Он был молчун, у него все уходило внутрь — никогда в компаниях не занимал площадки, предпочитал слушать. Считанные разы я его видел выступающим в большой аудитории — всегда говорил коротко, спокойно и только в тех случаях, когда по разным обстоятельствам считал невозможным для себя промолчать. Но некоторые его выступления я хорошо запомнил. На съезде белорусских писателей он очень интересно говорил о том, что язык надо не только сохранять и защищать (больная эта была проблема для белорусских писателей), но и обогащать, язык должен осваивать то новое, что преподносит нам жизнь и новое время. В 1975 году на всесоюзном совещании, посвященном военной литературе, он, как само собой разумеющееся, в числе лучших книг назвал «В окопах Сталинграда» Некрасова, незадолго до этого вытолкнутого в эмиграцию, и вызвал этим литературно-чиновничий переполох.
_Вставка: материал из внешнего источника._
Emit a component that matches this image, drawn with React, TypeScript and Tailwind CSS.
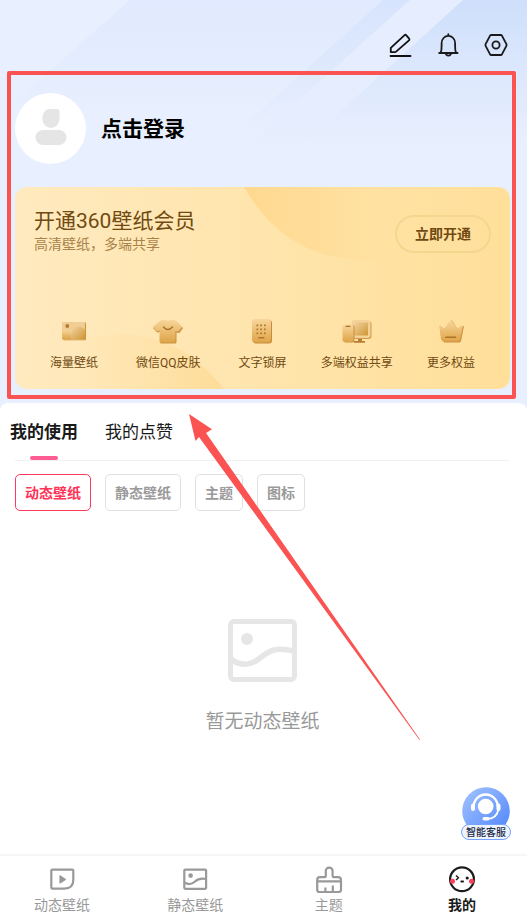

Когда Василь стал депутатом (по писательской «курии»), ему и в голову не приходило пробиваться к трибуне, он вообще не одной сессии не досидел до конца — заболевал — не дипломатически, а в самом деле заболевал и уезжал домой. «Я не могу слушать, что они говорят, смотреть, как они по команде партруководства единодушно голосуют», — рассказывал он мне (сидеть ему по территориальному принципу приходилось в белорусской делегации, которая почти вся поголовно была коммунистической — партийные и государственные чиновники).
Если искать их, Адамовича и Быкова, «зеркальное» отражение в книгах Быкова, то Саша был родня Степаниде, а Василь Петраку из «Знака беды».
Василь не терпел верхоглядства и скоропалительности. Он мог не соглашаться, стоять на своем, но я не помню его возбужденным, горячо спорящим. Случалось, что и у нас не совпадали точки зрения, но спор никогда не возникал — это был не спор, а обмен мнениями.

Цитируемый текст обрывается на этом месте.